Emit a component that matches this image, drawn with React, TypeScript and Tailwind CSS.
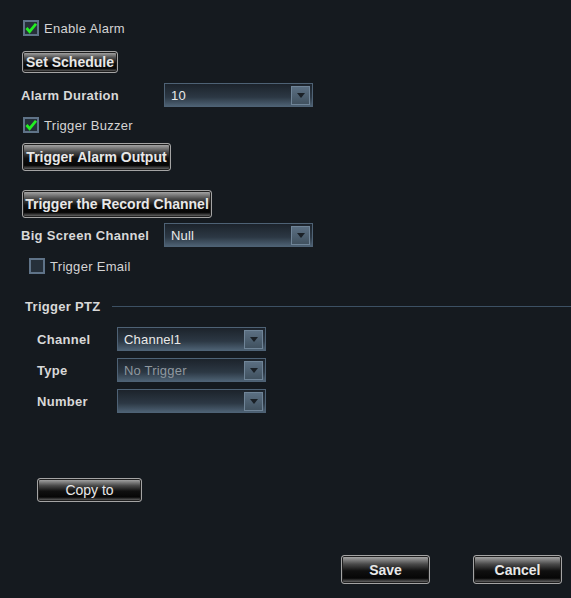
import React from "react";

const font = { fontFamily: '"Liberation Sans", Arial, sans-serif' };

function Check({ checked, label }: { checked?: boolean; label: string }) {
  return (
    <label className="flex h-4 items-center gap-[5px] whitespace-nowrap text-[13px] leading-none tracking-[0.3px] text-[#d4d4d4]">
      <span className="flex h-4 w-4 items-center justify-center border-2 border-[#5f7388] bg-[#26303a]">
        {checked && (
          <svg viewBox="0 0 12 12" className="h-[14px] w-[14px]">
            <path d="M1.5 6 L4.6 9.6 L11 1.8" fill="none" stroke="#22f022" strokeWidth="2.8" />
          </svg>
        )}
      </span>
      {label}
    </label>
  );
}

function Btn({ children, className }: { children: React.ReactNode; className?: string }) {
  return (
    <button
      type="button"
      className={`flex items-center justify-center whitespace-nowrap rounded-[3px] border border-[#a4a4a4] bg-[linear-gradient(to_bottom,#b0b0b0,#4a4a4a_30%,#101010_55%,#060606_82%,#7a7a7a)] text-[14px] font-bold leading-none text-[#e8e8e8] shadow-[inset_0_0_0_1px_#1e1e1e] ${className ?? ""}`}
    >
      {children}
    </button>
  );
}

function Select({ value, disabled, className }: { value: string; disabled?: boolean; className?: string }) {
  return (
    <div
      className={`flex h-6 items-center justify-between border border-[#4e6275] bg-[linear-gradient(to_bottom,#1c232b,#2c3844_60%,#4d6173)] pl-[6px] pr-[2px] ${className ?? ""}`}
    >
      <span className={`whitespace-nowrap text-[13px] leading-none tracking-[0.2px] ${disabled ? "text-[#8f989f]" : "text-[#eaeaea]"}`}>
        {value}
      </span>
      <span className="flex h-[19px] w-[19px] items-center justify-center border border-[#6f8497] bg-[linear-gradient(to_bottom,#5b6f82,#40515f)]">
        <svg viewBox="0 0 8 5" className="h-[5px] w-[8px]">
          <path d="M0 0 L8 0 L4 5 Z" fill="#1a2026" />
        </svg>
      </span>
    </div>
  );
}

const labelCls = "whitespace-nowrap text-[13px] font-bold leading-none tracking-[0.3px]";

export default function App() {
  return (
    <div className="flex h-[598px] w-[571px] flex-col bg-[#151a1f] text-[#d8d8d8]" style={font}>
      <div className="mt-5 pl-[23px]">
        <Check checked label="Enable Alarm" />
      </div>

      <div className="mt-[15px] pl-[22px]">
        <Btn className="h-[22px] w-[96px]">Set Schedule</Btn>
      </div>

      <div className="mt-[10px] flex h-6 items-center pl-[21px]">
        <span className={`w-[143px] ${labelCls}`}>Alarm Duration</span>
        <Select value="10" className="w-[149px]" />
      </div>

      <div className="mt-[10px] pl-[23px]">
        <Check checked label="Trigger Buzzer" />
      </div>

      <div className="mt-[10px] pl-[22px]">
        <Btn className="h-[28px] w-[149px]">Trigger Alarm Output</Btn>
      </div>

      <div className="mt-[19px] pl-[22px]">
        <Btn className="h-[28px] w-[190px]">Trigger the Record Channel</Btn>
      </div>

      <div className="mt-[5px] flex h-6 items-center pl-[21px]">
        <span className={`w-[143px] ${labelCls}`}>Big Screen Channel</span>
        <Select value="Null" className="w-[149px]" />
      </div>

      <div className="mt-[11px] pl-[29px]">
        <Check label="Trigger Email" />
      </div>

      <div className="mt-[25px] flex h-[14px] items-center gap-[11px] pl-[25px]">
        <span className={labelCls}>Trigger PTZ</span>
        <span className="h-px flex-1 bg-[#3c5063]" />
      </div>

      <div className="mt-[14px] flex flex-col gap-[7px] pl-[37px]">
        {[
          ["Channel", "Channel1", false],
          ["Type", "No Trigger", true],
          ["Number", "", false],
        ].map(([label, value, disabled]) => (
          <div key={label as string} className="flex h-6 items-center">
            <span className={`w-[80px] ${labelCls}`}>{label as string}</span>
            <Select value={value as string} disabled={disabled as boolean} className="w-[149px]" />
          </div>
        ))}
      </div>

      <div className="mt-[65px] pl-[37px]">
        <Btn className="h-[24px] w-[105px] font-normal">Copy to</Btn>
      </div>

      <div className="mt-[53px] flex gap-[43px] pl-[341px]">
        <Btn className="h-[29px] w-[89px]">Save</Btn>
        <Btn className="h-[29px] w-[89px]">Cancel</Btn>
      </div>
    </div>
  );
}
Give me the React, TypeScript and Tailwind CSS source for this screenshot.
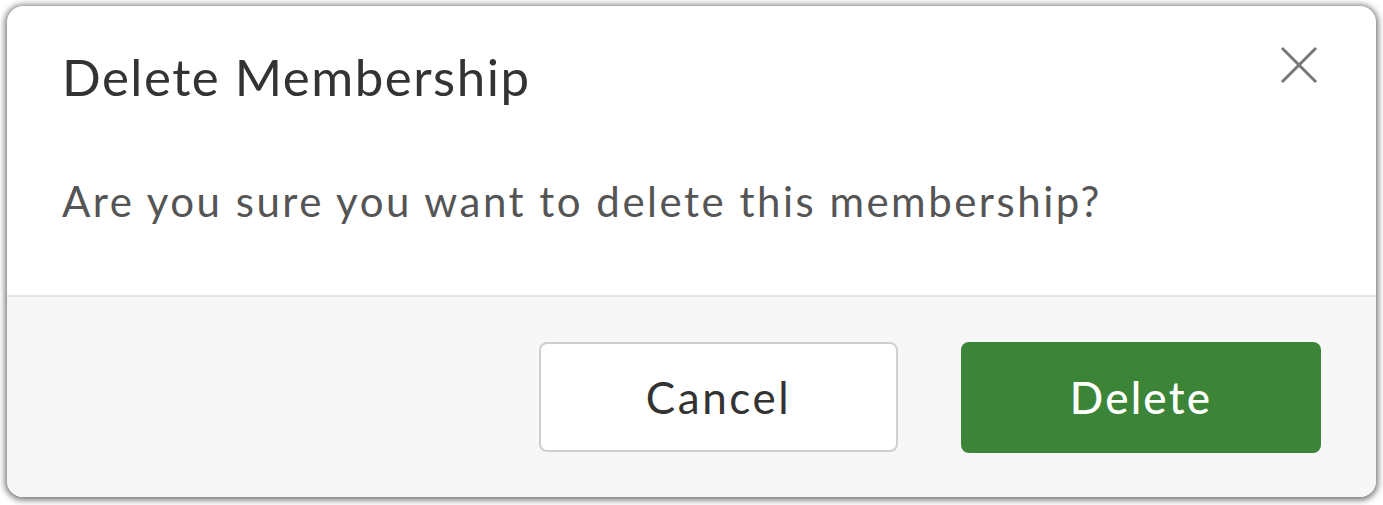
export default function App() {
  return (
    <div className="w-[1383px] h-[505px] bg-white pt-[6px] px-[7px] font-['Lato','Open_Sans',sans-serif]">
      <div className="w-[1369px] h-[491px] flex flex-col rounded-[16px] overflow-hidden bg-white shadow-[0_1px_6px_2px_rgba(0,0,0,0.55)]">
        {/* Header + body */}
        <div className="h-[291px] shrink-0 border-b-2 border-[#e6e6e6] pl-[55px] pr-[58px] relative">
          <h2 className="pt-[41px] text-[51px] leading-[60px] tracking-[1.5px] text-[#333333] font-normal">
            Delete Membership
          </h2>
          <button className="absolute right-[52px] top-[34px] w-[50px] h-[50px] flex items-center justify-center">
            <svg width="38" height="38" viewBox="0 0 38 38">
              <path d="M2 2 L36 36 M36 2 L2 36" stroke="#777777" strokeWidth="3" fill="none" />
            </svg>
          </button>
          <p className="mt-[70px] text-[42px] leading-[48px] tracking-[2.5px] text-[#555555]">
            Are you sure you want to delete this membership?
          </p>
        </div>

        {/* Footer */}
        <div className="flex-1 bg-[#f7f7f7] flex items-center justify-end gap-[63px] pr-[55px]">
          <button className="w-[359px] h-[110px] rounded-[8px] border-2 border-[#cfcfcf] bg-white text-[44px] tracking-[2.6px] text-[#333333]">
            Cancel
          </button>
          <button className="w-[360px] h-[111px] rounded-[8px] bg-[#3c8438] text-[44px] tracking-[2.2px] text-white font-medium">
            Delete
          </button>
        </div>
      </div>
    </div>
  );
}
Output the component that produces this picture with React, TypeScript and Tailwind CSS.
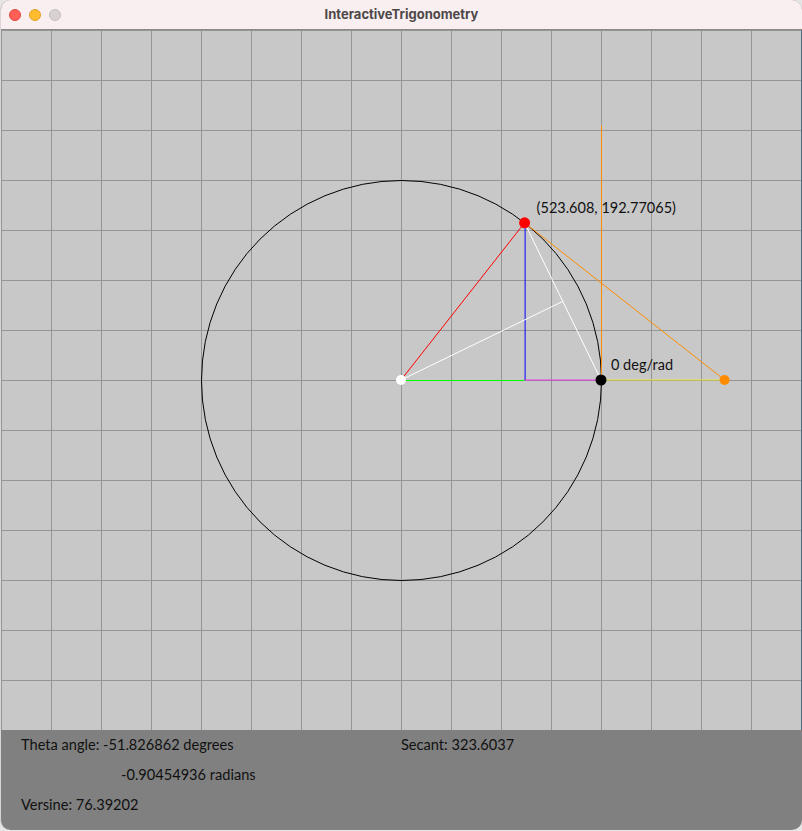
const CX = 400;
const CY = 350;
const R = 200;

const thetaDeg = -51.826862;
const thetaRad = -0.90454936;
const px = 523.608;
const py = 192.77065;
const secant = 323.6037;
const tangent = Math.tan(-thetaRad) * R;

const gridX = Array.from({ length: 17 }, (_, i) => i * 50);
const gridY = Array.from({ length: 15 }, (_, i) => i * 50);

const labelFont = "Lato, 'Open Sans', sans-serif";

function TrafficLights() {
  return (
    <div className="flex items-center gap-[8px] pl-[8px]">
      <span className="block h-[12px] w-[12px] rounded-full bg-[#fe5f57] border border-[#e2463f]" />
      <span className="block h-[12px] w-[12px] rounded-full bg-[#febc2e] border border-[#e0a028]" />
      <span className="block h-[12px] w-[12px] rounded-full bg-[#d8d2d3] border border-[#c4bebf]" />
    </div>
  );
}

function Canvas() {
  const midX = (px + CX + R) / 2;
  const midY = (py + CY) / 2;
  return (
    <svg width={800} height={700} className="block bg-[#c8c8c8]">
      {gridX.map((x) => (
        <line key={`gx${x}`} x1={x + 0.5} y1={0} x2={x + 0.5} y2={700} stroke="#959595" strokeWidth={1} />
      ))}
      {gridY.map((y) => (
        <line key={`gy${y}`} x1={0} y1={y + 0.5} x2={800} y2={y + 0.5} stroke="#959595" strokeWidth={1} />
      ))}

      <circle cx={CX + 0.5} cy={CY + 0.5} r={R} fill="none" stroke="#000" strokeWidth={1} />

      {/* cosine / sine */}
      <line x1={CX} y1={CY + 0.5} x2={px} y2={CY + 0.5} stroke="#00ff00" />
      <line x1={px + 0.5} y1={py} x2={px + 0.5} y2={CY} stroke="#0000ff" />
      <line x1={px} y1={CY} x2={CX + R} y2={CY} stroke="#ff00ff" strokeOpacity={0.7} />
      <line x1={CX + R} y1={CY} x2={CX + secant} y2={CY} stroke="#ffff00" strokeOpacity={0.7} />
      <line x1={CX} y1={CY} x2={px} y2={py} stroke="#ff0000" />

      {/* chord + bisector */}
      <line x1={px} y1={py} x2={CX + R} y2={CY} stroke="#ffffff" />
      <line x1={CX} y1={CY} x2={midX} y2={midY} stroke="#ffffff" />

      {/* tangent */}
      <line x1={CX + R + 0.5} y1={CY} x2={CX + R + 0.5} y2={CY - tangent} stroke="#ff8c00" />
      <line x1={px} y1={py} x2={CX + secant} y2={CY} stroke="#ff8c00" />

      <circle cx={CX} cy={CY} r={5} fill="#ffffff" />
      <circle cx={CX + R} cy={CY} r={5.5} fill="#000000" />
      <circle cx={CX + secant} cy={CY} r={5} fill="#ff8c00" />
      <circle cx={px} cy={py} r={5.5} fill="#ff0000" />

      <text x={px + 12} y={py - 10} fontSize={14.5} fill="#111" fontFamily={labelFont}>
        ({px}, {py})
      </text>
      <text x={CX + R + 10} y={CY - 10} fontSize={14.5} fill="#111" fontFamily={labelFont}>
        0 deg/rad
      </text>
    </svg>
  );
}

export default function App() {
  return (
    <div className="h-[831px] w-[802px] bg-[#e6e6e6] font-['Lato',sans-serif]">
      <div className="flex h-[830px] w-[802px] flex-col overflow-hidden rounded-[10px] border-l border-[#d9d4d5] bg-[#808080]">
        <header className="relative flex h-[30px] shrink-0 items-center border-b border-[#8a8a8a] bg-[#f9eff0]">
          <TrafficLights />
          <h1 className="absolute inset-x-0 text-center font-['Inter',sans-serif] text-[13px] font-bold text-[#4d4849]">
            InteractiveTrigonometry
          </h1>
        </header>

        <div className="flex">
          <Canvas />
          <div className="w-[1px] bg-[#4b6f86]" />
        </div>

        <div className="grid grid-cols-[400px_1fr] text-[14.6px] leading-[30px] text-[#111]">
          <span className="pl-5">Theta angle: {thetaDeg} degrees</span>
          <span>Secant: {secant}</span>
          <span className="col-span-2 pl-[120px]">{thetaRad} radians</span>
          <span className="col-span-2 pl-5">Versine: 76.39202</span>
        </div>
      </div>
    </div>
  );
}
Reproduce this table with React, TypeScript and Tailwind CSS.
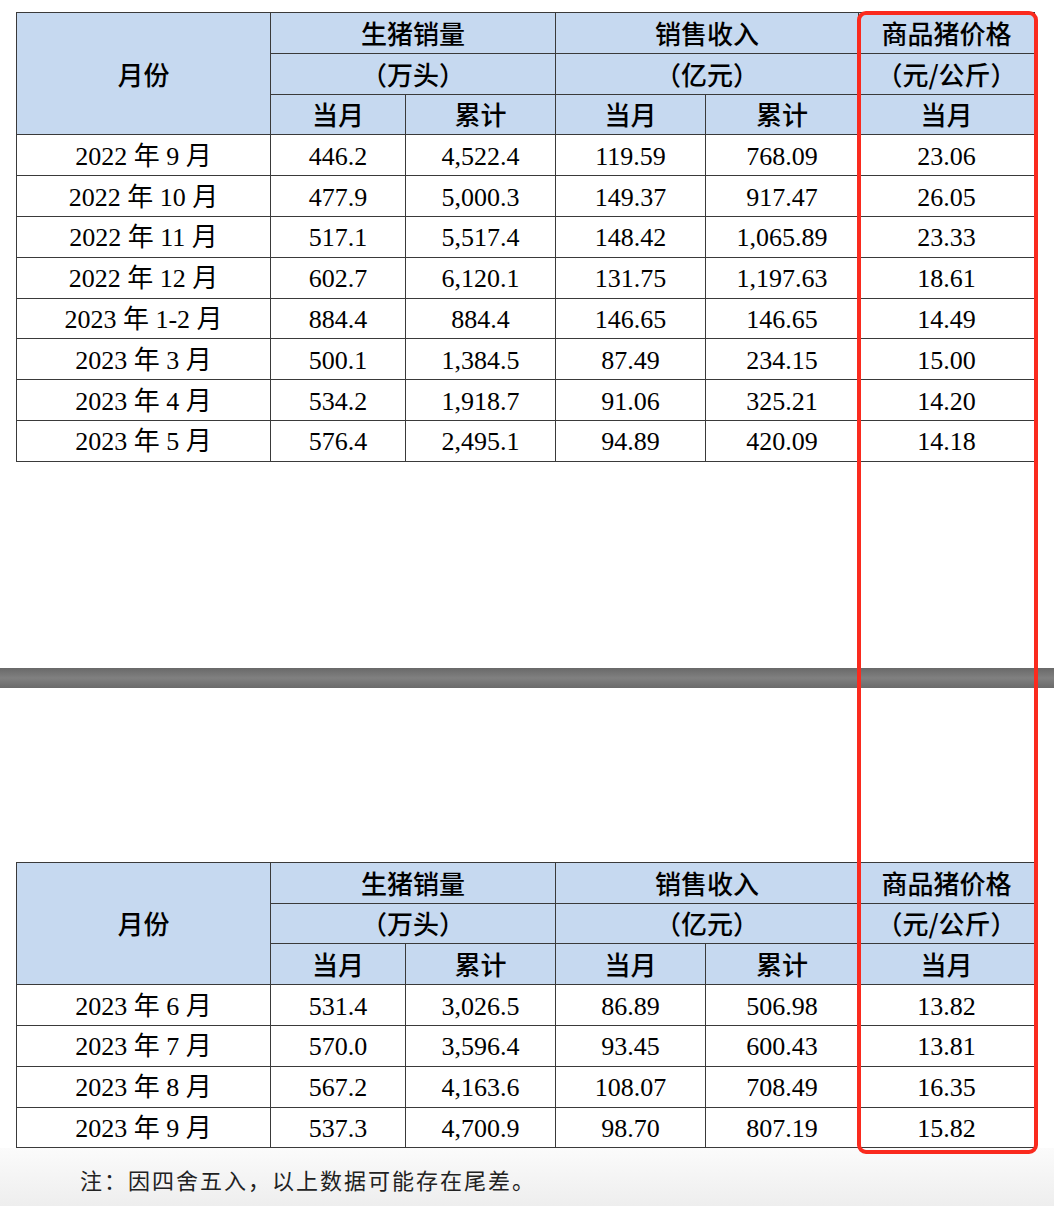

-- Exercise requirements --
Copy each line of the preceding data that contains the string "component".

-- Output below --
Emit a component that matches this image, drawn with React, TypeScript and Tailwind CSS.
Output the component that produces this picture with React, TypeScript and Tailwind CSS.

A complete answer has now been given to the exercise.